The motor itself is made of a copper core, which is usually wound wire. Around it is a set of magnets. Running a current through the core triggers the formation of a magnetic field. The field jump-starts the magnets which work the motor. If that sounds familiar, it’s because you’re building an electromagnet the same way students learn how to in high school.
However, there’s a second scenario where instead of running an electric current through the copper core, you rotate the pair of magnets to induce an electric charge. This simple system forms the backbone of dynamic and regenerative brakes.
Dynamic and regenerative brakes both create current in the same way but use it differently. With a dynamic system, pressing the brake pushes the current into a resistor. That breaks the flow of energy, creating heat that stops the board.
On the other hand, a regenerative system pushes the excess energy back into the battery. That way, you never have to worry about charging our e-board. However, this leads to the question of what happens once the battery is fully charged. Simple, the board will stop braking.
Tips on how to learn to brake
Learning how to brake relies heavily on knowing what type of system you have. For example, if your board uses a mix of both dynamic and regenerative brakes, you’ll hear a beeping sound to warn you when you’re about to lose braking ability. With these types of systems, the board automatically switches to dynamic braking when the battery is full.
However, if your board is fully regenerative, you need to know that your brakes will eventually cut out. That means learning how to foot brake at even high speeds—or managing the speed of your board once you lose braking ability.

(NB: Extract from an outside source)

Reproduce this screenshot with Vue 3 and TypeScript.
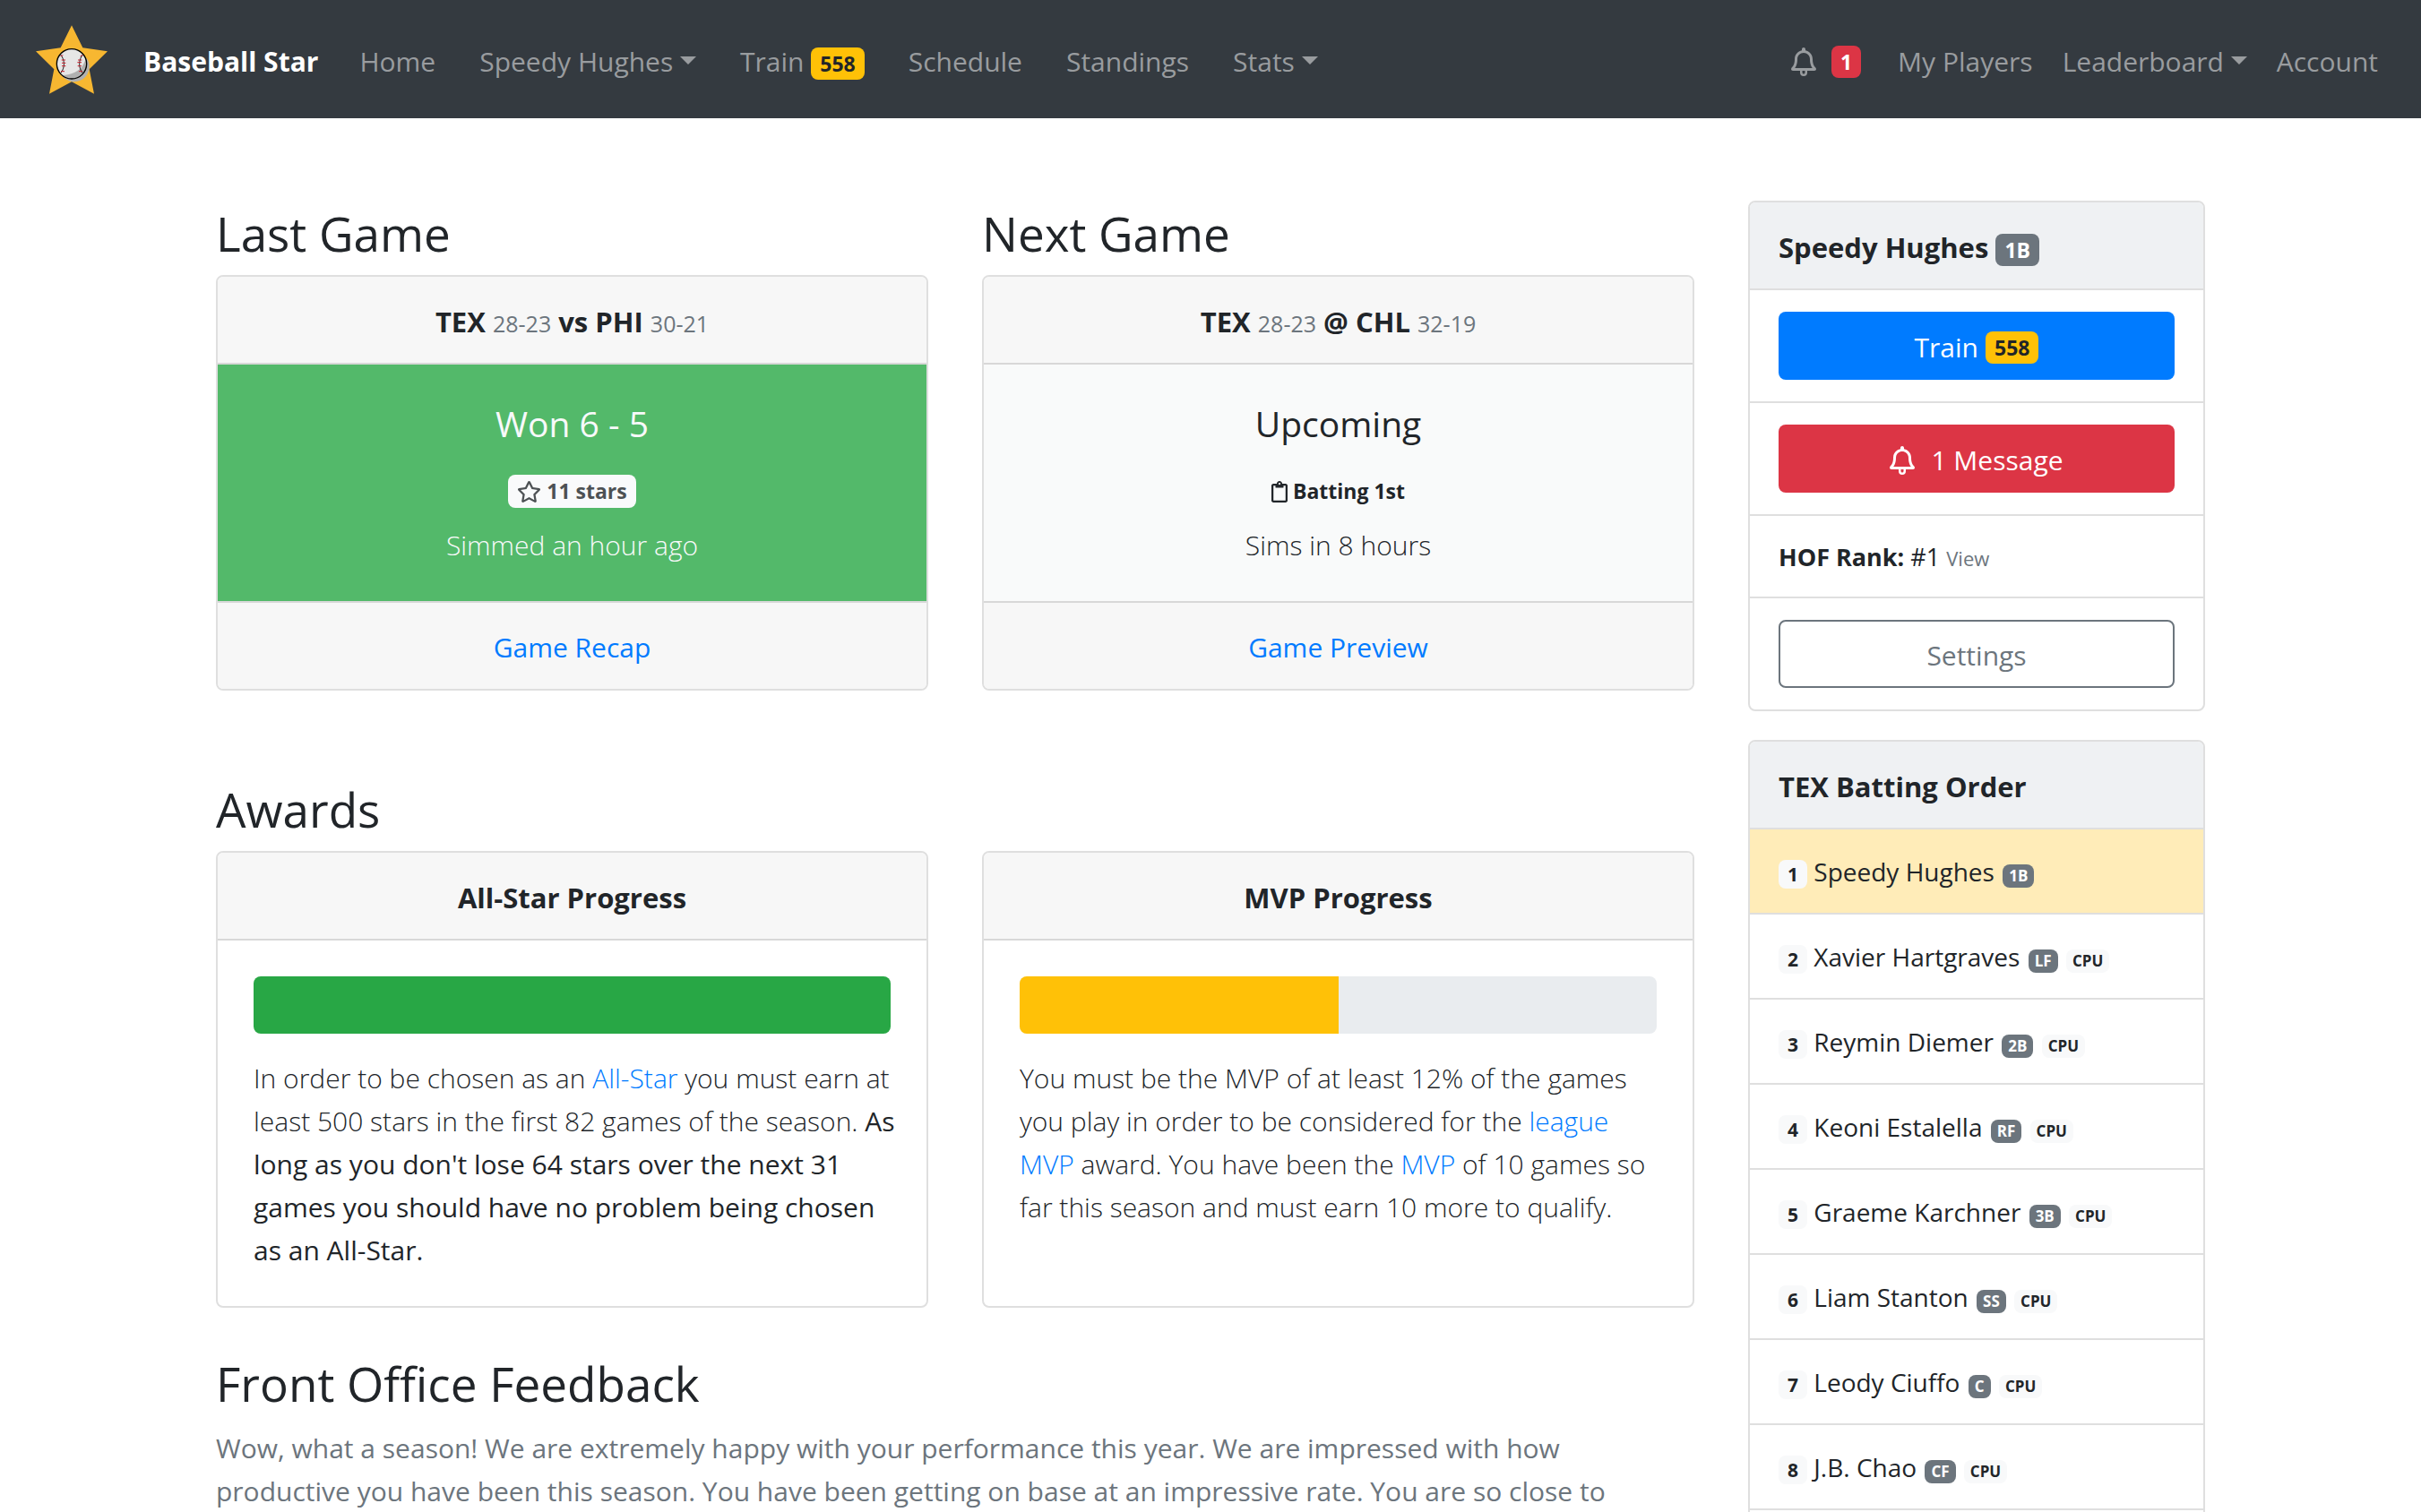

At the end of the day, if you or someone you know are planning on purchasing an electric skateboard, rest assured that it is perfectly safe. No matter what brand or model you go with, you can be confident that professionals have tested the skateboard brakes, and there is little risk of them malfunctioning.
Now that you know how skateboard brakes work, what types you can expect, and why they matter, you are ready to go out and buy your very first e-board. Good luck!